Working with Iranna 2006–2022

Working with Iranna 2006–2022

2022
Projjal K. Dutta

As a long-term collaborator, and a dear friend, of G.R. Iranna, I have had a ringside view of his career. I have witnessed new directions emerge in his work, and I have shared memorable moments with him. As we get ready to open a spectacular solo exhibition, “Floating Verses” at Aicon Contemporary in the Fall of 2022, I cannot help but notice the happy co-incidence of the two professional threads of my life, art and the environment, come together, connecting with each other vehemently and unapologetically, in this body of work.

I knew G.R. Iranna’s work, before I had ever met him. Thanks to the large, bold canvases by him, collected by Chester and Davida Herwitz in 1998.Thereby making Iranna, to the best of my knowledge, the youngest artist in the legendary Herwitz Collection. Making him and his work the connective tissue joining Modern Masters, like M.F. Husain, Somnath Hore, and K. Laxma Goud, to Iranna’s present-day cohort of Jitish Kallat, Rumana Husain, and Ashim Purakayastha. I have witnessed Iranna embrace this role of the connector naturally, and with a great deal of enthusiasm.

Stylistically, Iranna’s work has connected artistic zeitgeist across time. The earliest work, collected by Chester and Davida Herwitz, reflected a young man posited as a male nude, dominating the landscape. Iranna has told me, with some pride, that he has never painted the female nude – a staple of the art world. From those early days of questioning art world staples, he has moved, still maintaining the presence of the male nude, to questioning organized religion’s weight upon our world. Identity, often founded on notions religious domination, have been the cause of much anguish in contemporary India, and indeed the contemporary world. Iranna has, again and again, has held up a mirror to it, through his work.

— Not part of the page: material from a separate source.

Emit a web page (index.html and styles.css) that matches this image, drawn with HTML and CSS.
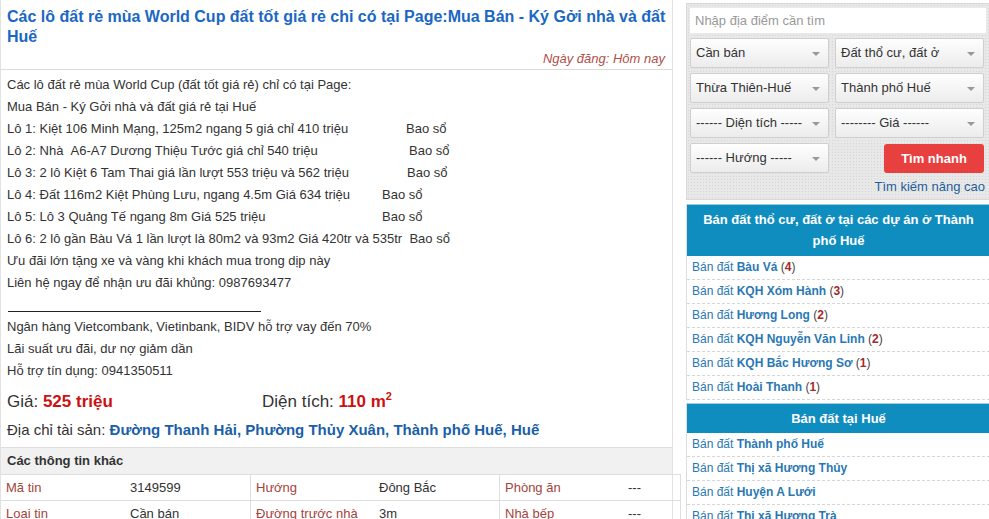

More recently, as we have all gotten older, with concerns about our legacy, and our generation’s legacy, Iranna has continued questioning man’s desire to dominate, but his concern has shifted from the damage that we do to each other, to our impact on the world. It was a pivotal moment, for his career and one I was lucky to witness firsthand, when Iranna spent 12 hours painting a tree in distress, on the walls of Aicon Gallery. We had the foresight to capture all of it on video. I joke with Iranna that when we are all gone, and his art scattered in collections all around the world, that video with its dramatic time lapse, captured and viewable on the internet, will outlive us and continue to generate conversation around his work.

With the concerns that drive him and his art, G.R. Iranna is an artist of all mankind, not just of India. As his New York gallerist, this is of particular concern to myself and my talented team. We are keen, therefore, to present him in that light in this exhibition and in the future.